* [Information provided]:
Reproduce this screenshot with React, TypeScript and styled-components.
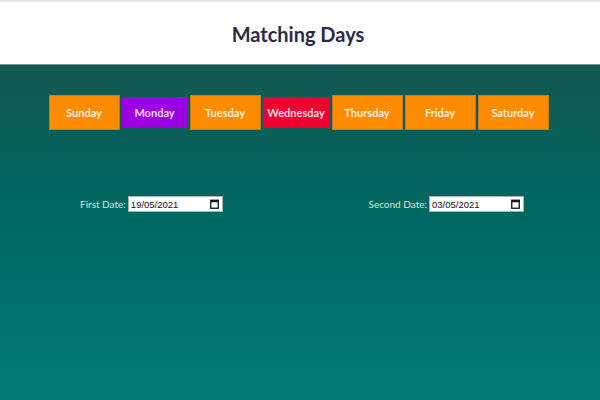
import React from "react";
import styled, { createGlobalStyle } from "styled-components";

const Global = createGlobalStyle`
  html, body { margin: 0; padding: 0; }
  body { font-family: Lato, "Open Sans", sans-serif; background: #fff; }
  #root { min-height: 100vh; display: flex; flex-direction: column; }
`;

const TopStrip = styled.div`
  height: 2px;
  background: #e6e6e6;
`;

const Header = styled.header`
  height: 62px;
  background: #fff;
  display: flex;
  align-items: center;
  justify-content: center;
`;

const Title = styled.h1`
  margin: 0 4px 0 0;
  font-family: Lato, sans-serif;
  font-weight: 700;
  font-size: 20px;
  color: #2c2b47;
  padding-top: 2px;
`;

const Main = styled.main`
  flex: 1;
  border-top: 1px solid #6f9a96;
  background: linear-gradient(180deg, #145752 0%, #016660 40%, #007d77 100%);
  padding-top: 30px;
  display: flex;
  flex-direction: column;
`;

const DayRow = styled.div`
  display: flex;
  justify-content: center;
  align-items: center;
  gap: 2px;
  padding-right: 3px;
`;

const DayBox = styled.div<{ $bg: string; $w: number; $active?: boolean }>`
  box-sizing: border-box;
  width: ${(p) => p.$w}px;
  height: ${(p) => (p.$active ? "31px" : "35px")};
  background: ${(p) => p.$bg};
  border: ${(p) => (p.$active ? "none" : "1px solid #c9781a")};
  display: flex;
  align-items: center;
  justify-content: center;
  color: rgba(255, 255, 255, 0.88);
  font-family: Lato, sans-serif;
  font-weight: 700;
  font-size: 11px;
`;

const DateRow = styled.div`
  margin-top: 66px;
  display: flex;
  justify-content: space-between;
  padding: 0 76px 0 80px;
`;

const DateGroup = styled.label`
  display: flex;
  align-items: center;
  gap: 2px;
`;

const DateLabel = styled.span`
  font-family: Lato, sans-serif;
  font-size: 10px;
  color: #d3e8e4;
`;

const DateField = styled.div`
  box-sizing: border-box;
  width: 95px;
  height: 16px;
  background: #fff;
  border: 1px solid #a9b1b0;
  display: flex;
  align-items: center;
  justify-content: space-between;
  padding: 0 3px 0 2px;
  font-family: "Liberation Sans", Arial, sans-serif;
  font-size: 9.5px;
  color: #111;
`;

const CalIcon = () => (
  <svg width="9" height="10" viewBox="0 0 9 10">
    <rect x="0.75" y="1.25" width="7.5" height="8" fill="none" stroke="#111" strokeWidth="1.3" />
    <rect x="0.75" y="1.25" width="7.5" height="2" fill="#111" />
  </svg>
);

const days = [
  { name: "Sunday", bg: "#ff8c00", w: 71 },
  { name: "Monday", bg: "#9d00e0", w: 66, active: true },
  { name: "Tuesday", bg: "#ff8c00", w: 71 },
  { name: "Wednesday", bg: "#ee0030", w: 67, active: true },
  { name: "Thursday", bg: "#ff8c00", w: 71 },
  { name: "Friday", bg: "#ff8c00", w: 71 },
  { name: "Saturday", bg: "#ff8c00", w: 71 },
];

export default function App() {
  return (
    <>
      <Global />
      <TopStrip />
      <Header>
        <Title>Matching Days</Title>
      </Header>
      <Main>
        <DayRow>
          {days.map((d) => (
            <DayBox key={d.name} $bg={d.bg} $w={d.w} $active={d.active}>
              {d.name}
            </DayBox>
          ))}
        </DayRow>
        <DateRow>
          <DateGroup>
            <DateLabel>First Date:</DateLabel>
            <DateField>
              <span>19/05/2021</span>
              <CalIcon />
            </DateField>
          </DateGroup>
          <DateGroup>
            <DateLabel>Second Date:</DateLabel>
            <DateField>
              <span>03/05/2021</span>
              <CalIcon />
            </DateField>
          </DateGroup>
        </DateRow>
      </Main>
    </>
  );
}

* [What is needed]: Quote in full the listing given above; the images are to be left out.

* [Written solution]:
Reproduce this screenshot with React, TypeScript and styled-components.
import React from "react";
import styled, { createGlobalStyle } from "styled-components";

const Global = createGlobalStyle`
  html, body { margin: 0; padding: 0; }
  body { font-family: Lato, "Open Sans", sans-serif; background: #fff; }
  #root { min-height: 100vh; display: flex; flex-direction: column; }
`;

const TopStrip = styled.div`
  height: 2px;
  background: #e6e6e6;
`;

const Header = styled.header`
  height: 62px;
  background: #fff;
  display: flex;
  align-items: center;
  justify-content: center;
`;

const Title = styled.h1`
  margin: 0 4px 0 0;
  font-family: Lato, sans-serif;
  font-weight: 700;
  font-size: 20px;
  color: #2c2b47;
  padding-top: 2px;
`;

const Main = styled.main`
  flex: 1;
  border-top: 1px solid #6f9a96;
  background: linear-gradient(180deg, #145752 0%, #016660 40%, #007d77 100%);
  padding-top: 30px;
  display: flex;
  flex-direction: column;
`;

const DayRow = styled.div`
  display: flex;
  justify-content: center;
  align-items: center;
  gap: 2px;
  padding-right: 3px;
`;

const DayBox = styled.div<{ $bg: string; $w: number; $active?: boolean }>`
  box-sizing: border-box;
  width: ${(p) => p.$w}px;
  height: ${(p) => (p.$active ? "31px" : "35px")};
  background: ${(p) => p.$bg};
  border: ${(p) => (p.$active ? "none" : "1px solid #c9781a")};
  display: flex;
  align-items: center;
  justify-content: center;
  color: rgba(255, 255, 255, 0.88);
  font-family: Lato, sans-serif;
  font-weight: 700;
  font-size: 11px;
`;

const DateRow = styled.div`
  margin-top: 66px;
  display: flex;
  justify-content: space-between;
  padding: 0 76px 0 80px;
`;

const DateGroup = styled.label`
  display: flex;
  align-items: center;
  gap: 2px;
`;

const DateLabel = styled.span`
  font-family: Lato, sans-serif;
  font-size: 10px;
  color: #d3e8e4;
`;

const DateField = styled.div`
  box-sizing: border-box;
  width: 95px;
  height: 16px;
  background: #fff;
  border: 1px solid #a9b1b0;
  display: flex;
  align-items: center;
  justify-content: space-between;
  padding: 0 3px 0 2px;
  font-family: "Liberation Sans", Arial, sans-serif;
  font-size: 9.5px;
  color: #111;
`;

const CalIcon = () => (
  <svg width="9" height="10" viewBox="0 0 9 10">
    <rect x="0.75" y="1.25" width="7.5" height="8" fill="none" stroke="#111" strokeWidth="1.3" />
    <rect x="0.75" y="1.25" width="7.5" height="2" fill="#111" />
  </svg>
);

const days = [
  { name: "Sunday", bg: "#ff8c00", w: 71 },
  { name: "Monday", bg: "#9d00e0", w: 66, active: true },
  { name: "Tuesday", bg: "#ff8c00", w: 71 },
  { name: "Wednesday", bg: "#ee0030", w: 67, active: true },
  { name: "Thursday", bg: "#ff8c00", w: 71 },
  { name: "Friday", bg: "#ff8c00", w: 71 },
  { name: "Saturday", bg: "#ff8c00", w: 71 },
];

export default function App() {
  return (
    <>
      <Global />
      <TopStrip />
      <Header>
        <Title>Matching Days</Title>
      </Header>
      <Main>
        <DayRow>
          {days.map((d) => (
            <DayBox key={d.name} $bg={d.bg} $w={d.w} $active={d.active}>
              {d.name}
            </DayBox>
          ))}
        </DayRow>
        <DateRow>
          <DateGroup>
            <DateLabel>First Date:</DateLabel>
            <DateField>
              <span>19/05/2021</span>
              <CalIcon />
            </DateField>
          </DateGroup>
          <DateGroup>
            <DateLabel>Second Date:</DateLabel>
            <DateField>
              <span>03/05/2021</span>
              <CalIcon />
            </DateField>
          </DateGroup>
        </DateRow>
      </Main>
    </>
  );
}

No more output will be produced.